Lauren Sudeall Lucas, associate professor of law and faculty director of the Center for Access to Justice, testified Thursday, Feb. 22, before a subcommittee of the House Judiciary Non-Civil Committee regarding HB 768, which pertains to the standard and procedure for determining intellectual disability in capital proceedings.
Lucas will discuss why Georgia’s existing standard is likely unconstitutional under governing Supreme Court law and other issues it entails.
“I am heartened to see that the Legislature has decided to take up the issue this session,” Lucas said. “Georgia’s standard and procedure for determining intellectual disability in capital cases has made it an outlier. Making necessary changes to Georgia’s statute will ensure going forward that the state does not unconstitutionally execute anyone who is in fact intellectually disabled.”

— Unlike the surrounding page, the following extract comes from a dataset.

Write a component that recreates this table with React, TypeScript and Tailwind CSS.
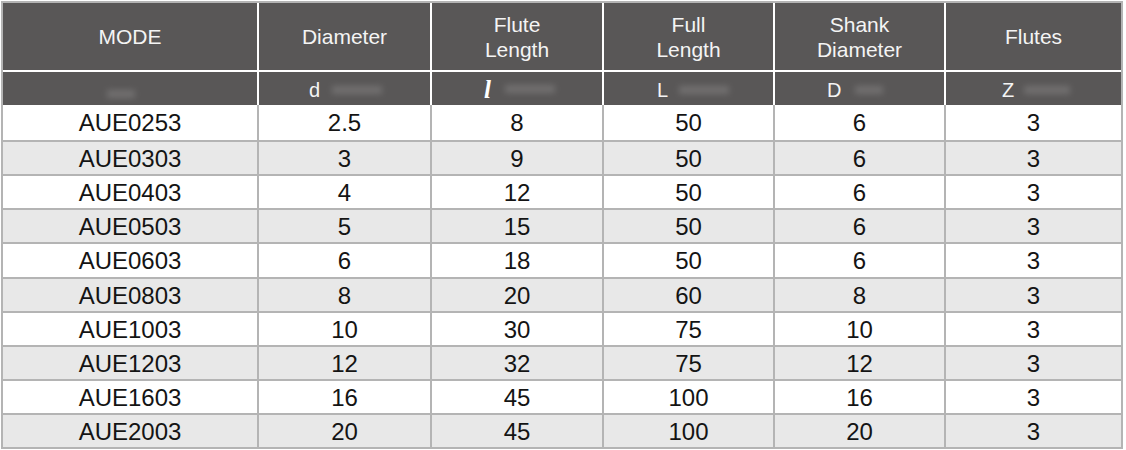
import React from 'react';

const cols = 'grid grid-cols-[254px_171px_170px_169px_169px_175px] gap-[2px]';

const rows: [string, string, string, string, string, string][] = [
    ['AUE0253', '2.5', '8', '50', '6', '3'],
    ['AUE0303', '3', '9', '50', '6', '3'],
    ['AUE0403', '4', '12', '50', '6', '3'],
    ['AUE0503', '5', '15', '50', '6', '3'],
    ['AUE0603', '6', '18', '50', '6', '3'],
    ['AUE0803', '8', '20', '60', '8', '3'],
    ['AUE1003', '10', '30', '75', '10', '3'],
    ['AUE1203', '12', '32', '75', '12', '3'],
    ['AUE1603', '16', '45', '100', '16', '3'],
    ['AUE2003', '20', '45', '100', '20', '3'],
];

// blurred label after each symbol, as in the source image
const Smudge = ({ className }: { className: string }) => (
    <span className={`inline-block h-[8px] bg-[#838181] blur-[3px] opacity-60 ${className}`} />
);

const rowHeight = (i: number) => (i === 0 ? 'h-[35px]' : i === 4 ? 'h-[33px]' : 'h-[32px]');

export default function App() {
    return (
        <div className="w-[1126px] h-[450px] bg-white pt-[1px] pl-[1px]" style={{ fontFamily: '"Liberation Sans", Arial, sans-serif' }}>
            <div className="w-[1122px] border-2 border-[#b4b4b4] bg-white">
                {/* header */}
                <div className={`${cols} h-[67px] mb-[2px]`}>
                    {['MODE', 'Diameter', 'Flute\nLength', 'Full\nLength', 'Shank\nDiameter', 'Flutes'].map((h) => (
                        <div key={h} className="bg-[#595757] flex items-center justify-center text-center text-[21px] leading-[25px] text-[#f4f4f4] whitespace-pre-line">
                            {h}
                        </div>
                    ))}
                </div>
                <div className={`${cols} h-[33px] text-[20px] leading-none text-[#f4f4f4]`}>
                    <div className="bg-[#595757] flex items-end pb-[7px] pl-[104px]">
                        <Smudge className="w-[28px] h-[5px]" />
                    </div>
                    <div className="bg-[#595757] flex items-center pl-[50px] pt-[2px]">
                        d
                        <Smudge className="w-[50px] ml-[12px]" />
                    </div>
                    <div className="bg-[#595757] flex items-center pl-[52px] pt-[1px]">
                        <span className="text-[25px] leading-none font-bold italic text-white" style={{ fontFamily: '"Liberation Serif", serif' }}>l</span>
                        <Smudge className="w-[50px] ml-[14px]" />
                    </div>
                    <div className="bg-[#595757] flex items-center pl-[53px] pt-[2px]">
                        L
                        <Smudge className="w-[50px] ml-[11px]" />
                    </div>
                    <div className="bg-[#595757] flex items-center pl-[52px] pt-[2px]">
                        D
                        <Smudge className="w-[28px] ml-[14px]" />
                    </div>
                    <div className="bg-[#595757] flex items-center pl-[56px] pt-[2px]">
                        Z
                        <Smudge className="w-[46px] ml-[10px]" />
                    </div>
                </div>

                {/* data */}
                <div className="flex flex-col gap-[2px] bg-[#b4b4b4]">
                    {rows.map((r, i) => (
                        <div key={r[0]} className={`${cols} ${rowHeight(i)}`}>
                            {r.map((v, j) => (
                                <div
                                    key={j}
                                    className={`flex items-center justify-center text-[24px] leading-none pt-[1px] text-[#141414] ${i % 2 === 0 ? 'bg-white' : 'bg-[#e8e8e8]'}`}
                                >
                                    {v}
                                </div>
                            ))}
                        </div>
                    ))}
                </div>
            </div>
        </div>
    );
}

Lucas addressed the issue in her article “An Empirical Assessment of Georgia’s Beyond a Reasonable Doubt Standard to Determine Intellectual Disability in Capital Cases,” published in the Georgia State University Law Review Spring 2017 issue (Vol. 33, No. 3). The article, based on a study done by Lucas with research assistance from Jobena Hill (J.D./M.B.A. ’19), Daniel Richardson (J.D. ’16), and Kaitlyn Welch Nigro (J.D. ’15), is the first to offer empirical evidence of how Georgia’s statute has applied in practice.
The study, which reviewed cases starting with when Georgia’s GBMR (“guilty but mentally retarded”) statute took effect in 1988, revealed that only one defendant in a capital case has ever received a GBMR verdict from a jury. Since the U.S. Supreme Court’s 2002 decision in Atkins v. Virginia, which held that executing a person with intellectual disability violates the Eighth Amendment, no capital defendant in Georgia has received such a jury verdict.
In Atkins, the Court left to individual states the question of which procedures should be applied to determine who qualifies as intellectually disabled for purposes of exemption from the death penalty.
“But, the Supreme Court has also made clear in its more recent cases that certain state procedures violate Atkins’ holding,” Lucas said. “The Court’s 2014 decision in Hall v. Florida and its 2017 decision in Moore v. Texas held that rules creating an ‘unacceptable risk’ that someone with intellectual disability will be executed are unconstitutional. I believe the findings in my article provide strong support for the argument that Georgia’s current standard creates such a risk.”
The bill before the committee replaces the ‘beyond a reasonable doubt’ standard with a ‘clear and convincing standard’ in some instances, which is an improvement, Lucas said, but the constitutionality of a ‘clear and convincing’ standard is still unclear.
“Georgia would still remain in the minority by imposing such a standard – only three other states use a ‘clear and convincing standard’ at sentencing, which essentially means that a defendant must prove that he is substantially more likely than not to be intellectually disabled.”
Adopting a clear and convincing standard to prove intellectual disability would allow Georgia to execute a defendant who was more likely than not intellectually disabled, triggering both due process and Eighth Amendment concerns, Lucas said.
In addition, Lucas points out that under current law, Georgia is also alone in requiring consideration of intellectual disability during the guilt phase of trial, which raises additional constitutional issues.
“For the jury to consider both issues at the same time not only departs from accepted clinical standards, but also creates a risk that evidence concerning the capital crime will distort the jury’s decision on intellectual disability when it really has no bearing on that question,” she said. “Thus, the same danger is present that defendants who are intellectually disabled may be executed in violation of the Constitution.”
Lucas will propose that the committee adopt the bill’s recommendations for changing the time and manner in which intellectual disability can be raised, change the standard imposed in evaluating such claims, and adopt a preponderance of the evidence standard in all instances to avoid additional constitutional issues.